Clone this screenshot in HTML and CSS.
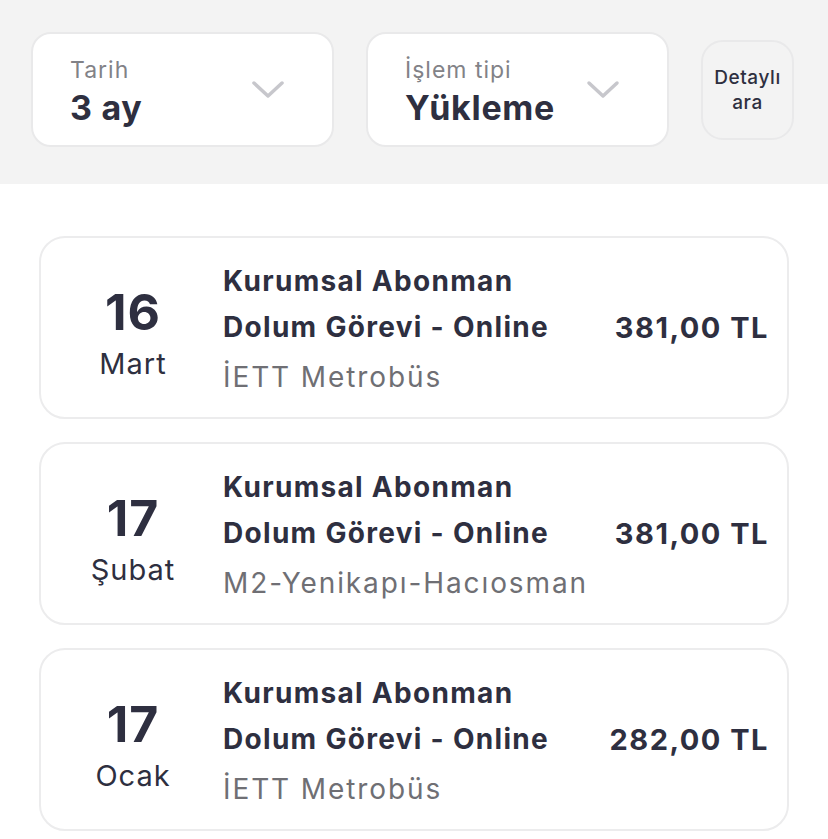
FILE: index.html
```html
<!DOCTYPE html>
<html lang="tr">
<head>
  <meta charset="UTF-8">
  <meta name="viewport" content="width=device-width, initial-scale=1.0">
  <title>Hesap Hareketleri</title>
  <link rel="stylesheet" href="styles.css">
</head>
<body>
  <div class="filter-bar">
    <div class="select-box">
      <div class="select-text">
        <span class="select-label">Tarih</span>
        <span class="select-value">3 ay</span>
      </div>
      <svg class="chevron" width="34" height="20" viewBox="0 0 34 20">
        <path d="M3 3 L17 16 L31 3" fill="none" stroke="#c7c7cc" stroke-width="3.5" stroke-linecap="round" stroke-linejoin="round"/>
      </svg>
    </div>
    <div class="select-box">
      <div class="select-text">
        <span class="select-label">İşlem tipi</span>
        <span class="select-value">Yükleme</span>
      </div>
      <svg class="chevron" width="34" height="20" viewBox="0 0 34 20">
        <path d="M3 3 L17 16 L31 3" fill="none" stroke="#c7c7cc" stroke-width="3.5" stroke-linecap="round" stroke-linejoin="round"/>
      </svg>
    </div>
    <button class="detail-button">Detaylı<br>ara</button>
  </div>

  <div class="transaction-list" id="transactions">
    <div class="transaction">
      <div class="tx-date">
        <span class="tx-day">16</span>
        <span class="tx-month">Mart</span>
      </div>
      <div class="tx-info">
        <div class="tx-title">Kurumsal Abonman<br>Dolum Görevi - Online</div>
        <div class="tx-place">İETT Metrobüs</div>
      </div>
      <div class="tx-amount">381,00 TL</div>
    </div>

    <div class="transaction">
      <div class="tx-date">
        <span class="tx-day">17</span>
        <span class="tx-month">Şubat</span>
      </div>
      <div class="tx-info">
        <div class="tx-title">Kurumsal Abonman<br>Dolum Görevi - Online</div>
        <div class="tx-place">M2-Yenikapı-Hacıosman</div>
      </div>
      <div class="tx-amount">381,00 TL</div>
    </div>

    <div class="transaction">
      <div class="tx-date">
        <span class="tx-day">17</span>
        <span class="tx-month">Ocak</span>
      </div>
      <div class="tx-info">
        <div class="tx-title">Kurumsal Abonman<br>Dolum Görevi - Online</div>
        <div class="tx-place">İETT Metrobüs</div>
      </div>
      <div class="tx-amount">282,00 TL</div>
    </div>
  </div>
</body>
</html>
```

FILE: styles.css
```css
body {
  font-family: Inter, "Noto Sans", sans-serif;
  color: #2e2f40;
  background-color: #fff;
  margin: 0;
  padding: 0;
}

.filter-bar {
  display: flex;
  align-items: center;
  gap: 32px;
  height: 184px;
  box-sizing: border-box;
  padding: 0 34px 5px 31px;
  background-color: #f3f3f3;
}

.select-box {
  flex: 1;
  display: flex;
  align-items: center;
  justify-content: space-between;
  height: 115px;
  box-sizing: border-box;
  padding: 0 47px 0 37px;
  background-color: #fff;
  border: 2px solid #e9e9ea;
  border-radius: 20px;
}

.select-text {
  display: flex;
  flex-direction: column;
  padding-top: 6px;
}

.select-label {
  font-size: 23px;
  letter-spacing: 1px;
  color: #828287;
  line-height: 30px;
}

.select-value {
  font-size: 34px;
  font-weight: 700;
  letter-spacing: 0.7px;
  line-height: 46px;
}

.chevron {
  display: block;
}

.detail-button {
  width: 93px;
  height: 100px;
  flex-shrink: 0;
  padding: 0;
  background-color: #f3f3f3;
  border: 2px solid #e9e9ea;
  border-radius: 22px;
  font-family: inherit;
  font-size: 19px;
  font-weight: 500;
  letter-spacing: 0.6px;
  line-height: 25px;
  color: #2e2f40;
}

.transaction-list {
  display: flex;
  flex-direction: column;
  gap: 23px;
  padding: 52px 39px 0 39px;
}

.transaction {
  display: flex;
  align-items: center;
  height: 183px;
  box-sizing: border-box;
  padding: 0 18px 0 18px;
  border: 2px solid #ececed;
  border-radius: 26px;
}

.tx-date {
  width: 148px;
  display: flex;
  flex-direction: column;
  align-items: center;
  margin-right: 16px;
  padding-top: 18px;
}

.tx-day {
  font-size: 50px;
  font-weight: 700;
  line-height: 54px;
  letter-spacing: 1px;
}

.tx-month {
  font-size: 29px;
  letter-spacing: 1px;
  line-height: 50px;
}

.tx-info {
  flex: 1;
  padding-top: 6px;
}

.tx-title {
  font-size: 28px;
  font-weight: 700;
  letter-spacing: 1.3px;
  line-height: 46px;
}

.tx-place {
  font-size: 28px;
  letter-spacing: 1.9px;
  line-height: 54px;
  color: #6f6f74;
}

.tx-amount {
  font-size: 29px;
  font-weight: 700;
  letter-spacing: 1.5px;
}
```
- - - - - - -
> **WORK TO BE COMPLETED**:
Except for the pictures, copy the material above exactly.

> **WRITTEN RESPONSE**:
Clone this screenshot in HTML and CSS.
FILE: index.html
```html
<!DOCTYPE html>
<html lang="tr">
<head>
  <meta charset="UTF-8">
  <meta name="viewport" content="width=device-width, initial-scale=1.0">
  <title>Hesap Hareketleri</title>
  <link rel="stylesheet" href="styles.css">
</head>
<body>
  <div class="filter-bar">
    <div class="select-box">
      <div class="select-text">
        <span class="select-label">Tarih</span>
        <span class="select-value">3 ay</span>
      </div>
      <svg class="chevron" width="34" height="20" viewBox="0 0 34 20">
        <path d="M3 3 L17 16 L31 3" fill="none" stroke="#c7c7cc" stroke-width="3.5" stroke-linecap="round" stroke-linejoin="round"/>
      </svg>
    </div>
    <div class="select-box">
      <div class="select-text">
        <span class="select-label">İşlem tipi</span>
        <span class="select-value">Yükleme</span>
      </div>
      <svg class="chevron" width="34" height="20" viewBox="0 0 34 20">
        <path d="M3 3 L17 16 L31 3" fill="none" stroke="#c7c7cc" stroke-width="3.5" stroke-linecap="round" stroke-linejoin="round"/>
      </svg>
    </div>
    <button class="detail-button">Detaylı<br>ara</button>
  </div>

  <div class="transaction-list" id="transactions">
    <div class="transaction">
      <div class="tx-date">
        <span class="tx-day">16</span>
        <span class="tx-month">Mart</span>
      </div>
      <div class="tx-info">
        <div class="tx-title">Kurumsal Abonman<br>Dolum Görevi - Online</div>
        <div class="tx-place">İETT Metrobüs</div>
      </div>
      <div class="tx-amount">381,00 TL</div>
    </div>

    <div class="transaction">
      <div class="tx-date">
        <span class="tx-day">17</span>
        <span class="tx-month">Şubat</span>
      </div>
      <div class="tx-info">
        <div class="tx-title">Kurumsal Abonman<br>Dolum Görevi - Online</div>
        <div class="tx-place">M2-Yenikapı-Hacıosman</div>
      </div>
      <div class="tx-amount">381,00 TL</div>
    </div>

    <div class="transaction">
      <div class="tx-date">
        <span class="tx-day">17</span>
        <span class="tx-month">Ocak</span>
      </div>
      <div class="tx-info">
        <div class="tx-title">Kurumsal Abonman<br>Dolum Görevi - Online</div>
        <div class="tx-place">İETT Metrobüs</div>
      </div>
      <div class="tx-amount">282,00 TL</div>
    </div>
  </div>
</body>
</html>
```

FILE: styles.css
```css
body {
  font-family: Inter, "Noto Sans", sans-serif;
  color: #2e2f40;
  background-color: #fff;
  margin: 0;
  padding: 0;
}

.filter-bar {
  display: flex;
  align-items: center;
  gap: 32px;
  height: 184px;
  box-sizing: border-box;
  padding: 0 34px 5px 31px;
  background-color: #f3f3f3;
}

.select-box {
  flex: 1;
  display: flex;
  align-items: center;
  justify-content: space-between;
  height: 115px;
  box-sizing: border-box;
  padding: 0 47px 0 37px;
  background-color: #fff;
  border: 2px solid #e9e9ea;
  border-radius: 20px;
}

.select-text {
  display: flex;
  flex-direction: column;
  padding-top: 6px;
}

.select-label {
  font-size: 23px;
  letter-spacing: 1px;
  color: #828287;
  line-height: 30px;
}

.select-value {
  font-size: 34px;
  font-weight: 700;
  letter-spacing: 0.7px;
  line-height: 46px;
}

.chevron {
  display: block;
}

.detail-button {
  width: 93px;
  height: 100px;
  flex-shrink: 0;
  padding: 0;
  background-color: #f3f3f3;
  border: 2px solid #e9e9ea;
  border-radius: 22px;
  font-family: inherit;
  font-size: 19px;
  font-weight: 500;
  letter-spacing: 0.6px;
  line-height: 25px;
  color: #2e2f40;
}

.transaction-list {
  display: flex;
  flex-direction: column;
  gap: 23px;
  padding: 52px 39px 0 39px;
}

.transaction {
  display: flex;
  align-items: center;
  height: 183px;
  box-sizing: border-box;
  padding: 0 18px 0 18px;
  border: 2px solid #ececed;
  border-radius: 26px;
}

.tx-date {
  width: 148px;
  display: flex;
  flex-direction: column;
  align-items: center;
  margin-right: 16px;
  padding-top: 18px;
}

.tx-day {
  font-size: 50px;
  font-weight: 700;
  line-height: 54px;
  letter-spacing: 1px;
}

.tx-month {
  font-size: 29px;
  letter-spacing: 1px;
  line-height: 50px;
}

.tx-info {
  flex: 1;
  padding-top: 6px;
}

.tx-title {
  font-size: 28px;
  font-weight: 700;
  letter-spacing: 1.3px;
  line-height: 46px;
}

.tx-place {
  font-size: 28px;
  letter-spacing: 1.9px;
  line-height: 54px;
  color: #6f6f74;
}

.tx-amount {
  font-size: 29px;
  font-weight: 700;
  letter-spacing: 1.5px;
}
```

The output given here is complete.